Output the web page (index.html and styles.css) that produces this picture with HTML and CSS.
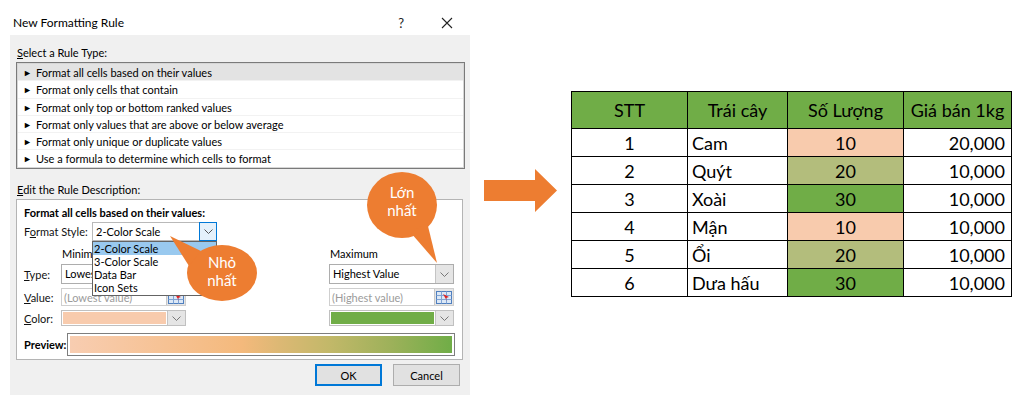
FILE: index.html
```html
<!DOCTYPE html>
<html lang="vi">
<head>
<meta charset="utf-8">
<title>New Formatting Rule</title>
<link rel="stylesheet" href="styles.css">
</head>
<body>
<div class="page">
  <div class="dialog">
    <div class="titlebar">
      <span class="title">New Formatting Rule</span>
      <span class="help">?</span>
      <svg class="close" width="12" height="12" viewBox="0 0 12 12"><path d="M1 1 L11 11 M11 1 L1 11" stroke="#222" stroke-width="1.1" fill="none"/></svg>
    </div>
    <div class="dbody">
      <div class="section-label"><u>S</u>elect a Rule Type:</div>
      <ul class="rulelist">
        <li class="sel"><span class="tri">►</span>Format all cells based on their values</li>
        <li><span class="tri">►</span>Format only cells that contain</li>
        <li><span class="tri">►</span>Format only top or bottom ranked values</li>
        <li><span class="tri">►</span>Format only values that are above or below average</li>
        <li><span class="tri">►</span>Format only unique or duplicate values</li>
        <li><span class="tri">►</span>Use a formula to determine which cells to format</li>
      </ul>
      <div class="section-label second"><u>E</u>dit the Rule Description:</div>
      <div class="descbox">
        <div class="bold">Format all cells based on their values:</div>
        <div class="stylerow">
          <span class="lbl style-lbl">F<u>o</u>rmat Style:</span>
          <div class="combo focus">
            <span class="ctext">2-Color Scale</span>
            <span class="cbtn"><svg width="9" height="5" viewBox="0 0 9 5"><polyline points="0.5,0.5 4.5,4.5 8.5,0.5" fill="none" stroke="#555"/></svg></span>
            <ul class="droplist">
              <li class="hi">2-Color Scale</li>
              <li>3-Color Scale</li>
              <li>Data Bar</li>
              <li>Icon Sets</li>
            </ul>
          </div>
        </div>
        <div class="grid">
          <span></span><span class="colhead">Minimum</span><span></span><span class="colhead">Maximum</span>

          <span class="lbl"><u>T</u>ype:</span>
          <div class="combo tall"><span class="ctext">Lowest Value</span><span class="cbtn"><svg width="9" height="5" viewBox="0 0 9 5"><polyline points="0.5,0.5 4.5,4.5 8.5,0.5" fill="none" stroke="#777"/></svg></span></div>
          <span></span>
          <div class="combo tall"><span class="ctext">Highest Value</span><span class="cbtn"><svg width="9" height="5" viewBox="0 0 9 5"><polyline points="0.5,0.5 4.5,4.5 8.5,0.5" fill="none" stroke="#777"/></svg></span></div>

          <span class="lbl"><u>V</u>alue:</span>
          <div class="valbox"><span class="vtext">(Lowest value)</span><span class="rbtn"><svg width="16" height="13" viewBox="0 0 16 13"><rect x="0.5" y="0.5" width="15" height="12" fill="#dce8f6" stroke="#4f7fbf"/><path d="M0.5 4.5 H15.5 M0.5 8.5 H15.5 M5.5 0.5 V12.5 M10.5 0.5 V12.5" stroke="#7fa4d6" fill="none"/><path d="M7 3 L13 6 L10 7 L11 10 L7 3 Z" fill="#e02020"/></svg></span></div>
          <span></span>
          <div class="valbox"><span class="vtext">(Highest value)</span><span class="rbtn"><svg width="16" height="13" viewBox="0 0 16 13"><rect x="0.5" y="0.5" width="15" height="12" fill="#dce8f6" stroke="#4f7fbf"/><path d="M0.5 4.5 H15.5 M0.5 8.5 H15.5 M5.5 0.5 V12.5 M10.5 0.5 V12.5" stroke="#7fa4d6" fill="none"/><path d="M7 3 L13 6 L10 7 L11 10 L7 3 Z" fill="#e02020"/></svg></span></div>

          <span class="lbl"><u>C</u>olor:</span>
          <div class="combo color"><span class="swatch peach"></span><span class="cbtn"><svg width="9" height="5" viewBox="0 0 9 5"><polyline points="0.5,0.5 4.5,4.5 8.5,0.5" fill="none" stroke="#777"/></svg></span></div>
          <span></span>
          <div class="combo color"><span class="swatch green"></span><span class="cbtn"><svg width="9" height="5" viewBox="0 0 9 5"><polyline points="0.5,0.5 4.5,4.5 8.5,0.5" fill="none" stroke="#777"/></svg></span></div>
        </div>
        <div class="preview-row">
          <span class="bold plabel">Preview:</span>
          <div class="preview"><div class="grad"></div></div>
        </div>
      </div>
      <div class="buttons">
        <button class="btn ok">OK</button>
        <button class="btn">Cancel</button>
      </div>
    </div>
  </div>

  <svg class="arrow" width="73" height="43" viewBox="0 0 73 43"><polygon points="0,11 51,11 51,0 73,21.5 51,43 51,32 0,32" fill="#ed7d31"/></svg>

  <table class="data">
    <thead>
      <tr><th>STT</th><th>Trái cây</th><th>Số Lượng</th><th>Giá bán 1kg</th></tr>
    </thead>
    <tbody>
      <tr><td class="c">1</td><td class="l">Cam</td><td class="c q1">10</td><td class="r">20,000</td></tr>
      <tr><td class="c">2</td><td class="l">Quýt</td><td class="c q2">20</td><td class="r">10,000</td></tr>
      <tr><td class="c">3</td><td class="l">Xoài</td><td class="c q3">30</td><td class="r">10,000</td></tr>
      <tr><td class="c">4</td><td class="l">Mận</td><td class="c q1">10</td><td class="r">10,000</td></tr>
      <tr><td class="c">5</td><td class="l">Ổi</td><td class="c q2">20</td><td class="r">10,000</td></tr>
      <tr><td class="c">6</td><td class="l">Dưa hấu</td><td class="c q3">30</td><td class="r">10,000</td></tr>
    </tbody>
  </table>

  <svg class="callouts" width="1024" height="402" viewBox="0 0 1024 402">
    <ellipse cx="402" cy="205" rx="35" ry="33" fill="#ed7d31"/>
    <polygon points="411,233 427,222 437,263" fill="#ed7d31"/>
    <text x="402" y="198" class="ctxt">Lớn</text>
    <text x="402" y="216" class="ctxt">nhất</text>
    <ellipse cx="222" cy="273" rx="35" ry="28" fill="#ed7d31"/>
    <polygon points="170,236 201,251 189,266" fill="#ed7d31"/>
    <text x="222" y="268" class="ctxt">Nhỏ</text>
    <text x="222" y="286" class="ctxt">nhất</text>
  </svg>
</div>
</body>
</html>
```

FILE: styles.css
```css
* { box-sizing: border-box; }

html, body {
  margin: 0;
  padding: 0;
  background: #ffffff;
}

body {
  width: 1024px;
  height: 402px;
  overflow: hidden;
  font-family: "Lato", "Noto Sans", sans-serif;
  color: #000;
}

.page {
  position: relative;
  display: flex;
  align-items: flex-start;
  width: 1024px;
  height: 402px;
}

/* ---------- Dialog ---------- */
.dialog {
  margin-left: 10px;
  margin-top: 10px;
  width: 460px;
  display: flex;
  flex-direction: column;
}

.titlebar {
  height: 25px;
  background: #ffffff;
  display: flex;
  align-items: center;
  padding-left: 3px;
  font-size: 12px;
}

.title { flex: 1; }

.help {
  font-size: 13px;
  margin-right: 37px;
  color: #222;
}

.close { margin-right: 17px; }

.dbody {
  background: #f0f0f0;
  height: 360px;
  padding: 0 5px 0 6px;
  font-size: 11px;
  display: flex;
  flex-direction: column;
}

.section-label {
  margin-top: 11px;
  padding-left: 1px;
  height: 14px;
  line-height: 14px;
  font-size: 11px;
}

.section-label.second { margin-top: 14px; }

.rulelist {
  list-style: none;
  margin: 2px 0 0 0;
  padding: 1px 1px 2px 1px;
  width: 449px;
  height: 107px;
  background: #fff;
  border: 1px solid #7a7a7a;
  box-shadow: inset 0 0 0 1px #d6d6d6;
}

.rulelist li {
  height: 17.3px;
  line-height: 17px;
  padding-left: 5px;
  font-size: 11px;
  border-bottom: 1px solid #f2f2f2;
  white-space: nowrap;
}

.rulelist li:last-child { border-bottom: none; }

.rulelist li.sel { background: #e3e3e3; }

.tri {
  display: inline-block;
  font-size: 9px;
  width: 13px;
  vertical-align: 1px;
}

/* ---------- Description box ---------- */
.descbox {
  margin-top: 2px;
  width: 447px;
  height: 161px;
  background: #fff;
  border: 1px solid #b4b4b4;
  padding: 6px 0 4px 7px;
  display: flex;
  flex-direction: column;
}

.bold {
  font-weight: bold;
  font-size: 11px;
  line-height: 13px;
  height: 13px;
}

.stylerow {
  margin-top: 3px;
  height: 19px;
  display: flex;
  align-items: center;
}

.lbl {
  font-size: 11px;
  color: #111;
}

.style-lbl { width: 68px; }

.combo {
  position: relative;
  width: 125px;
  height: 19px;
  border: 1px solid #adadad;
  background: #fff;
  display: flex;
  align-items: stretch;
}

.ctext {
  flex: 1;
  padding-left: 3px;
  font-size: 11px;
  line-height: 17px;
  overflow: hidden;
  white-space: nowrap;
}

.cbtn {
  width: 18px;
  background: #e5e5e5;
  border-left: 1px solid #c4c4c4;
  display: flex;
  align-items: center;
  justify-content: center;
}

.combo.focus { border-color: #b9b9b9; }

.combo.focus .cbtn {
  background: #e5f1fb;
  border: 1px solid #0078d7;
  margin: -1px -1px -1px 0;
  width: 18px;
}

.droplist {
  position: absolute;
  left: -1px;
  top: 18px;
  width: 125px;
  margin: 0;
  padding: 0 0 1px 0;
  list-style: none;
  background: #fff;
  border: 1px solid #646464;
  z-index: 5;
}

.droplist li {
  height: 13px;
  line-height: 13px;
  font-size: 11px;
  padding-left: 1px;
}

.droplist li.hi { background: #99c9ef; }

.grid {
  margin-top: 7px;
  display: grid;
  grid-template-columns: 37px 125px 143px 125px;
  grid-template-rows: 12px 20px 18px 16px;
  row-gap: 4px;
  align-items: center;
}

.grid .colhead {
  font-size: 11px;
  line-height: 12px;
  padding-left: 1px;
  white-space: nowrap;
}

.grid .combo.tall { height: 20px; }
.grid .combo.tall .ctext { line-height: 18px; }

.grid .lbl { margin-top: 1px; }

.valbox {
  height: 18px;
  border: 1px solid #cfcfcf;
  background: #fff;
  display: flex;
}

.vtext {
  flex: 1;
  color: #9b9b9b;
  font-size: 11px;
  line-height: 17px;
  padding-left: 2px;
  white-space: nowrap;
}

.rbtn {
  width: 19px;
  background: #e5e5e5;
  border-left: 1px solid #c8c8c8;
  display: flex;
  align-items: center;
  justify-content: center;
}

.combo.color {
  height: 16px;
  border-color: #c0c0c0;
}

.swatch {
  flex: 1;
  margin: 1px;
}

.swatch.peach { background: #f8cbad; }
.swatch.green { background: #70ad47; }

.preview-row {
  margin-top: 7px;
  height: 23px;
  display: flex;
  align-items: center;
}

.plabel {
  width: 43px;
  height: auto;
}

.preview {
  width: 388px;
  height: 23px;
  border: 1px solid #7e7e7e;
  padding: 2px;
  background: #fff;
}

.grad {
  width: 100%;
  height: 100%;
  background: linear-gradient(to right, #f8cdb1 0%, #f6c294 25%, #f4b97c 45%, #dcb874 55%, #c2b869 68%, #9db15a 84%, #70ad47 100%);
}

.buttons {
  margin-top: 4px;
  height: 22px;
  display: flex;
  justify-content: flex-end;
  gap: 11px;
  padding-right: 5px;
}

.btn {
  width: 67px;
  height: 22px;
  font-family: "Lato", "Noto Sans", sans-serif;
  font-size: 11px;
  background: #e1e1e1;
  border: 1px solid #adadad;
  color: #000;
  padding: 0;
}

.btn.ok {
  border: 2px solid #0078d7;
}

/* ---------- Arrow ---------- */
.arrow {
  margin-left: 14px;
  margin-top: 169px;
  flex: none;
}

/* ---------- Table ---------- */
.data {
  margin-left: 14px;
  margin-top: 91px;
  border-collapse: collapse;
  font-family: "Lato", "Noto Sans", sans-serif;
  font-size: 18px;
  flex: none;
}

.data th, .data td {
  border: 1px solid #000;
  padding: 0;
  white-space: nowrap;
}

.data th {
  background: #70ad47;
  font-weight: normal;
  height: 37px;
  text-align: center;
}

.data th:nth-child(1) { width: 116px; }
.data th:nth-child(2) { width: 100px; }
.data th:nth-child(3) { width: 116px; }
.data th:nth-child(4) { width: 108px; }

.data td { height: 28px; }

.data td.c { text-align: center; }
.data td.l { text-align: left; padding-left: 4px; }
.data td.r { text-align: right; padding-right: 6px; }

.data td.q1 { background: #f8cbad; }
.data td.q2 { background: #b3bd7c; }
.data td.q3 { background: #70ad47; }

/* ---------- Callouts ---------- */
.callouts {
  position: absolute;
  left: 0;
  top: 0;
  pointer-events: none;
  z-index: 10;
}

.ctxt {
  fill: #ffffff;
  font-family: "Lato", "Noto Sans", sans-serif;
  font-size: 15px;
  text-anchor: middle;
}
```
■ ■ ■ ■ ■ ■ ■
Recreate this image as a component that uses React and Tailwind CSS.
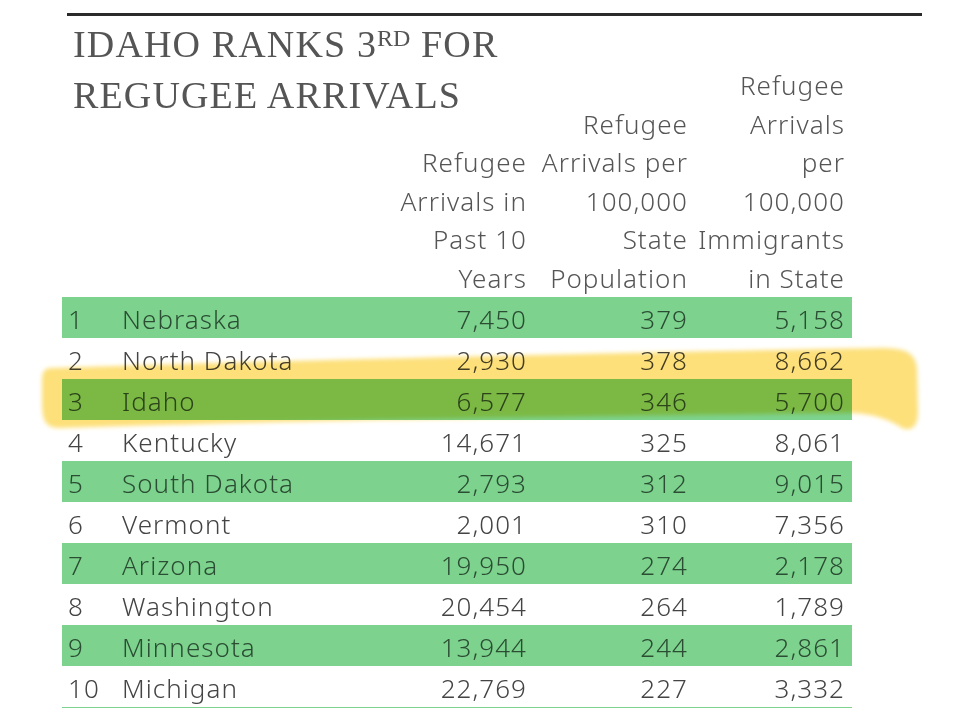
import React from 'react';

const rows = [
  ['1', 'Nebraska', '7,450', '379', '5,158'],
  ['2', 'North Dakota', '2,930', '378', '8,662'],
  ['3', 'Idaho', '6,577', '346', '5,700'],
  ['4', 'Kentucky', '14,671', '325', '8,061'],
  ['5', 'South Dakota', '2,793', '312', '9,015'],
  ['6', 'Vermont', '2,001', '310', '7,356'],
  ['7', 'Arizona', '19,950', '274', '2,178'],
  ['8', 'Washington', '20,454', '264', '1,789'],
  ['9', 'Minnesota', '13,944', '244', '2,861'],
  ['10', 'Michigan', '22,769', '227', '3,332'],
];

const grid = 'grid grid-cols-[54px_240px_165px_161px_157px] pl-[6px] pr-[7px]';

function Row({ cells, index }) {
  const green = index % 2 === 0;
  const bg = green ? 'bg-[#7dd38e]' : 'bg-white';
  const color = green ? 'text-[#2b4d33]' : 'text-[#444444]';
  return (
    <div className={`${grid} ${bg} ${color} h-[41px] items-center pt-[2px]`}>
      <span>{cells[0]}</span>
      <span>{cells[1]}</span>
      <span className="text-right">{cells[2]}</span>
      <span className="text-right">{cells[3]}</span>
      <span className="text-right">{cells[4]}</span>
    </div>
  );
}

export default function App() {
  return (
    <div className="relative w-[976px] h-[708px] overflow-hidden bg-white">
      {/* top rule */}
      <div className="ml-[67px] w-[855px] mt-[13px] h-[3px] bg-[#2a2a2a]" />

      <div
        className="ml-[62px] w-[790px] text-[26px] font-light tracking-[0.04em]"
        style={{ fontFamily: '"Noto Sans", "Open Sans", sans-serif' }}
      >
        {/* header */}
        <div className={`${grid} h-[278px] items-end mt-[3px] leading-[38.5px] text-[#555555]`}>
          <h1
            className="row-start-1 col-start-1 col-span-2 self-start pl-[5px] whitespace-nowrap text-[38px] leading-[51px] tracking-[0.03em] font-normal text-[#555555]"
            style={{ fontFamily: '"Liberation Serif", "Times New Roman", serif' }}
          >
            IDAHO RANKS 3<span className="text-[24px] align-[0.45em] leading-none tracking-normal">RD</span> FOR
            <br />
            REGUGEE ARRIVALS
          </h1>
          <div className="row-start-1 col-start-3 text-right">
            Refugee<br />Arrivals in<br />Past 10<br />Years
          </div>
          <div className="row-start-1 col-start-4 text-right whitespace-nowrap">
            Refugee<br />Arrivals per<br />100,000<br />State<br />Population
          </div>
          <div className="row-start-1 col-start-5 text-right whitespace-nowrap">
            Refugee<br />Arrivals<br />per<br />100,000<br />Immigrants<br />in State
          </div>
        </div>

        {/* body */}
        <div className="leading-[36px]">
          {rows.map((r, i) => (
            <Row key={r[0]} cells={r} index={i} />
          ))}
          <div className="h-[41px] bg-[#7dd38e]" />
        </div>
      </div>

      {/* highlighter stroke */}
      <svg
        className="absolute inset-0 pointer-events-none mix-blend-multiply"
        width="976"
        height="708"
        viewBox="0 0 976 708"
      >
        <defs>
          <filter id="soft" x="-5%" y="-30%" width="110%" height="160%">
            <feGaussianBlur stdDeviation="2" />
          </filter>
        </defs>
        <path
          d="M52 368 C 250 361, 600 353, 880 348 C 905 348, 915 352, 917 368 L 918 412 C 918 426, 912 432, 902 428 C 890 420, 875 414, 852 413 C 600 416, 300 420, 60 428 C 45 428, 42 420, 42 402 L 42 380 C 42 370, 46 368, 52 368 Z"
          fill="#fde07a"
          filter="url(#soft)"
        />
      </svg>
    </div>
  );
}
■ ■ ■ ■ ■ ■ ■
__GIVEN INSTRUCTION__. Read the data above and count the lines that include "this". Answer only with the count.

__SOLUTION TO THE PROBLEM__. 2